Hit counts tell agencies nothing about whether a site is achieving performance goals.

"Performance measures" is a popular phrase these days, but agencies are slow to apply performance measures in a systematic way.

Take agency Web sites, for example. The primary performance measures that many agencies use for their Web sites seem to be more hits, more hits and more hits.

But what does "more hits" measure? Simply that a lot of people out there clicked on an Internet site. That kind of measure tells the agency exactly nothing about whether the site is achieving its performance goals. For all the agency knows, visitors could be clicking because they are furious at the agency.

Perhaps a better question is: What are the performance goals for agency Web sites? And are the measures that agencies use telling them whether the sites accomplish their intended jobs?

Some agencies have given a lot of thought to those questions. Charles McClure of Florida State University, Kristin Eschenfelder of the University of Wisconsin and I recently completed a study for three agencies in which we developed a set of performance measures for assessing agency Web sites. The three sponsoring agencies were the Defense Technical Information Center, the Energy Information Administration and the Government Printing Office.

We found that the topic of Web site performance measures has at least three dimensions when applied to government agencies. The first is that of law and policy.
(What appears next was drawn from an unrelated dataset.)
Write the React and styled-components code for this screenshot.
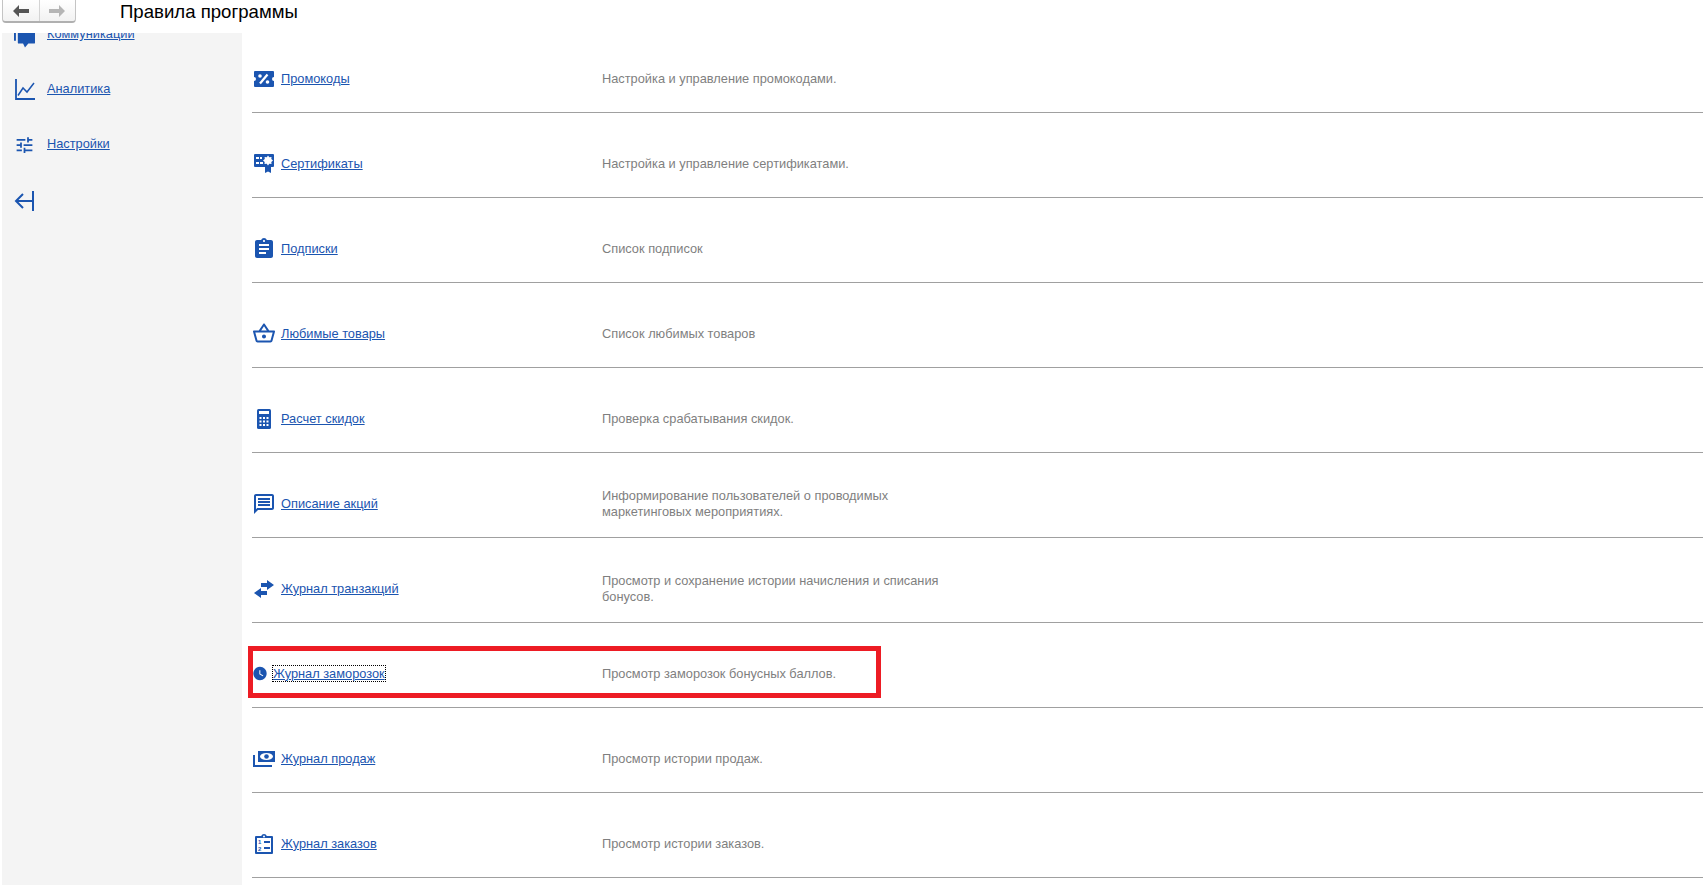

Feds must be careful that they are complying with legal and policy mandates regarding privacy (including children's privacy), freedom of information, intellectual property, accessibility for people with disabilities and security. They must be sure that their Web sites conform to relevant parts of the Paperwork Reduction Act, the Government Paperwork Elimination Act and the Federal Records Act.

Management factors are the second dimension for Web site performance. Does a site have adequate infrastructure, including equipment and staffing, and is the agency controlling who is posting content to the site and ensuring the quality of the content?

Third, quantitative performance measures fall into a fivefold conceptual grouping: extensiveness, efficiency, effectiveness, service quality and usefulness. Although each concept has specific measures associated with it, they overlap in practice.

One tip all study participants agreed on was that counting Web site "hits" is a lousy measure of anything. Much better basic measures are units of content retrieved — such as number of documents downloaded — or number of user sessions per time period.

Check out the study report at fedbbs.access.gpo.gov/libs/measures.htm. The sponsoring agencies and the authors will be happy if the study just gets more agencies thinking about what they are trying to achieve with their Web sites and talking about what are the best ways of measuring their goals.